The scenes are harrowing. The standard response from the authorities in the past when the police have been caught red-handed was to conjure up the story line of “bad apples,” of “rogue cops” who have “run amok.” But by now those fictions no longer work. Everyone in the country knows, admit it or not, that threatening and using deadly force is standard operating procedure of big city police, county sheriffs and state patrols. The statistics are there to prove it, although police departments try to cover this up, reporting less than half of their kills to the federal government.1 Tyre Nichols and Tortuguita are the latest high-profile victims of an apparatus of brutal repression geared to keeping the exploited and oppressed down. The “law enforcement community” (police) along with the military, courts and jails, are pillars of the capitalist state. Their job is, and always has been, to defend the interests of the ruling class.
The Memphis Police Department whose officers chased and beat Tyre Nichols to death is the same MPD whose cops in 1974 chased an unarmed 15-year-old youth, Edward Garner, accused of stealing, and shot him in the back of the head. That case became famous with the 1985 U.S. Supreme Court decision, known as Tennessee v. Garner, holding that police may not use deadly force to prevent escape unless “the officer has probable cause to believe that the suspect poses a significant threat of death or serious physical injury to the officer or others.” This leaves a giant hole as the killer cop can claim “probable cause.” But despite this decision of the highest court in the U.S., half the states refused to change their use-of-force laws. Even in those that did (like Tennessee), this has not stopped the police using deadly force with abandon, as when in 2015 MPD cops shot and killed 19-year-old Darrius Stewart as he was “running away” after a traffic stop.2
Meanwhile in suburban Atlanta, “Manny” Terán/Tortuguita was not a random victim of some out-of-control, trigger-happy police but of a quasi-military operation that sent in a small army of city, county, state and federal officials to put an end to the occupation of the planned “Cop City.” In December, seven Forest Defenders were jailed on spurious charges of “domestic terrorism,” the same charges filed against those arrested on January 18, for the “crimes” of trespassing in the woods, camping or occupying a tree house! What is behind such heavy-handed repression? It turns out that the slated Atlanta 85-acre police training center is to be paid for mainly by the Atlanta Police Foundation (APF), whose board members and contributors are a roster Atlanta’s corporate elite, including from Home Depot, Delta Air Lines, Coca-Cola and Cox Enterprises, the media giant that owns the Atlanta Journal-Constitution.3
The APF is one of many corporate “police foundations” founded in recent years to promote more flagrantly direct capitalist control of the police. The first and prime example is the New York City Police Foundation, started in 1971 in response to the Knapp Commission investigation of police corruption. In the bad old days, business owners paid off the cop on the beat in a Mafia-style protection racket. Now Wall Street bankers and real estate titans (as well as media moguls, such as the New York Times and Spectrum, owner of NY1 cable news) help ensure that the police do their bidding by funneling millions in (tax-exempt) funds to the NYPD. This pays for programs like Crime Stoppers (luring viewers to become informants for the cops), computers for the Compstat program racially profiling black and Latino neighborhoods, stationing NYPD officers in Israel and whipping up hysteria over rising crime with saturation media coverage. ■
Democrats Scramble to Contain Outrage Over Cop Murder of Tyre Nichols
NYC protest against Memphis police murder of Tyre Nichols, January 27.

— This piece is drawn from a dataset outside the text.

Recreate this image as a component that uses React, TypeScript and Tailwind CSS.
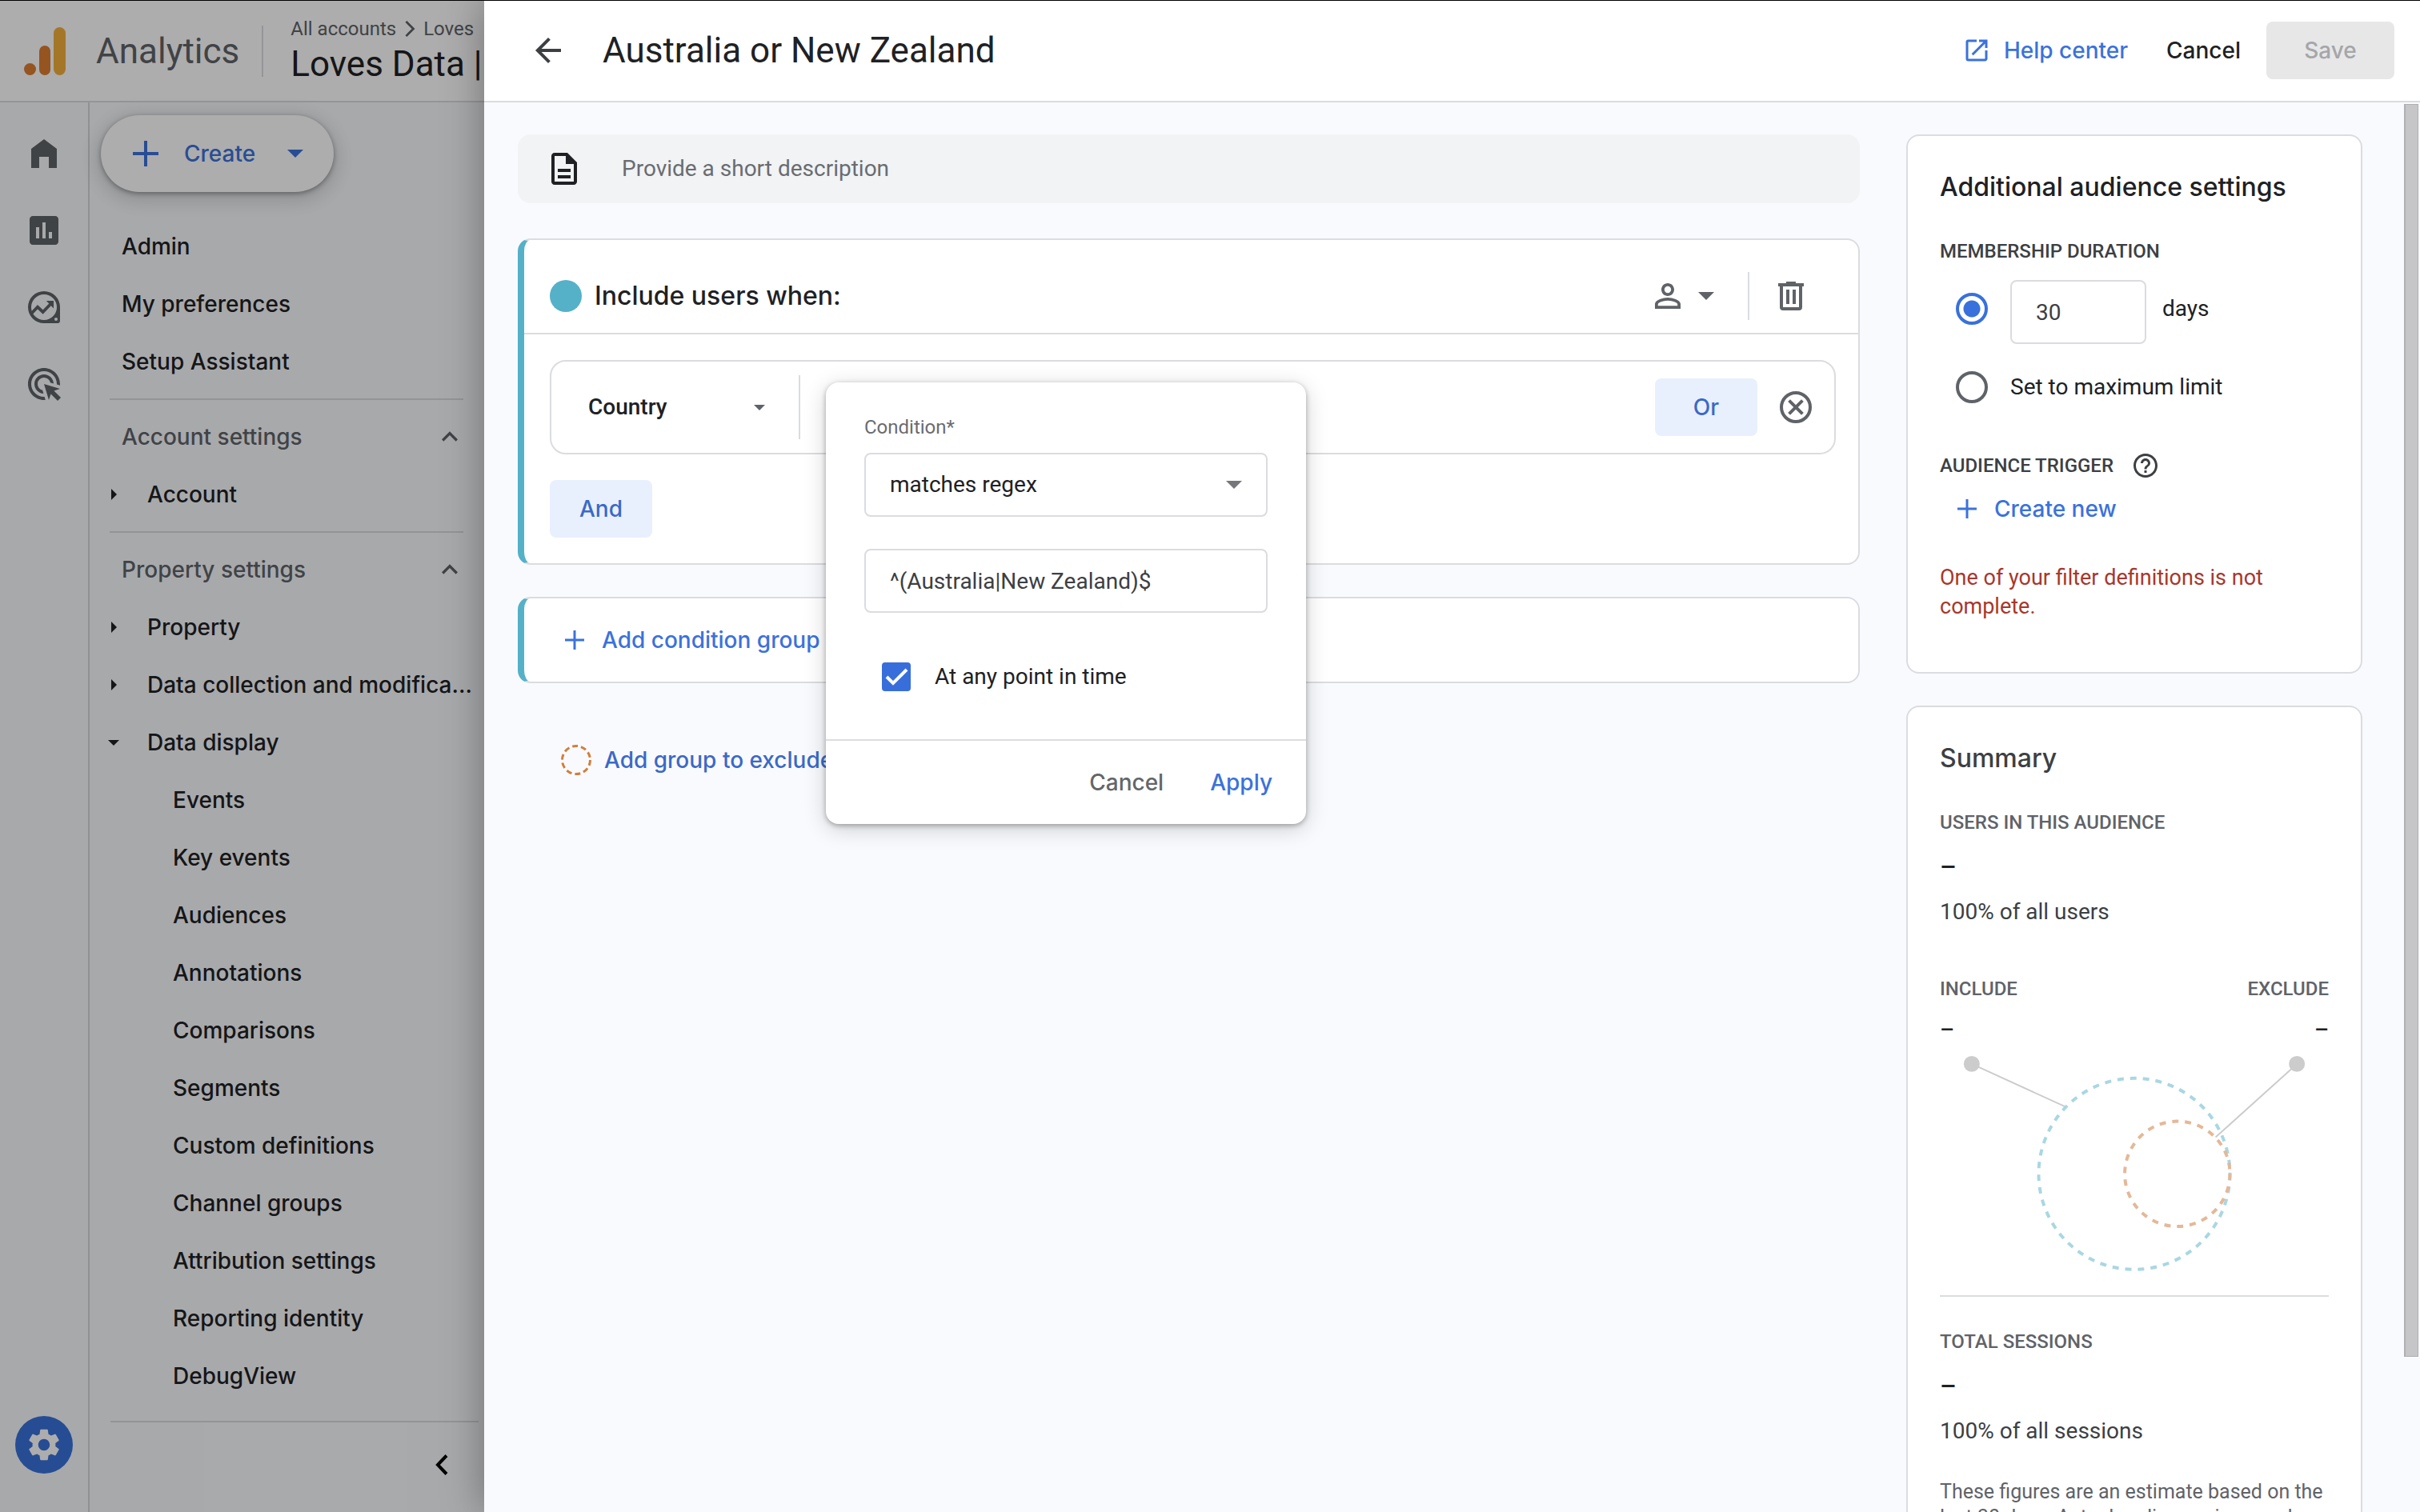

When a composite video of body cam and surveillance camera footage of the police execution of Tyre Nichols was finally posted on the Internet in late January, there was an anguished outcry coast-to-coast of “Not again! It never stops.” In May 2020, a video by a courageous young woman bystander of the wanton murder of George Floyd by a Minneapolis, Minnesota cop set off a summer of massive protests across the country. Upwards of 26 million people took to the streets for weeks to denounce racist police repression in the largest sustained protests in U.S. history. In Minneapolis, a police station was torched while in Washington, D.C., demonstrators were assaulted by police outside the White House. This time, in 2023, the authorities were determined to get out ahead of the protests, in Memphis and elsewhere. The killer cops were suspended on January 8, the day after they assaulted Nichols; they were fired on January 20 and charged with second-degree murder on January 26, the day before the videos were released.
Instead of the usual stonewalling, refusing to release evidence “in an ongoing investigation,” refusing, delaying and minimizing charges against the cops, a different playbook was adopted. The Memphis chief of police declared that the video would show cops’ actions that were “inhumane” and “heinous.” Where in 2020 Republican president Donald Trump egged on police with talk of “shooting” rioters, in 2023 Democrat Joe Biden mouthed platitudes about “fair and impartial justice, equal treatment, and dignity for all.” (In response to Trump, Biden grotesquely said that, instead of shooting people in the heart, police should “shoot ’em in the leg.) At the same time, police and National Guard units were alerted in major cities for the day the video would be released. And it worked. In Memphis protesters spilled onto the Interstate and took the bridge over the Mississippi River to Arkansas without incident. Around the U.S., there were small demonstrations in New York City, Washington, D.C. and Sacramento, California on the first night, and elsewhere in coming days. But nothing that could be billed as “riots.”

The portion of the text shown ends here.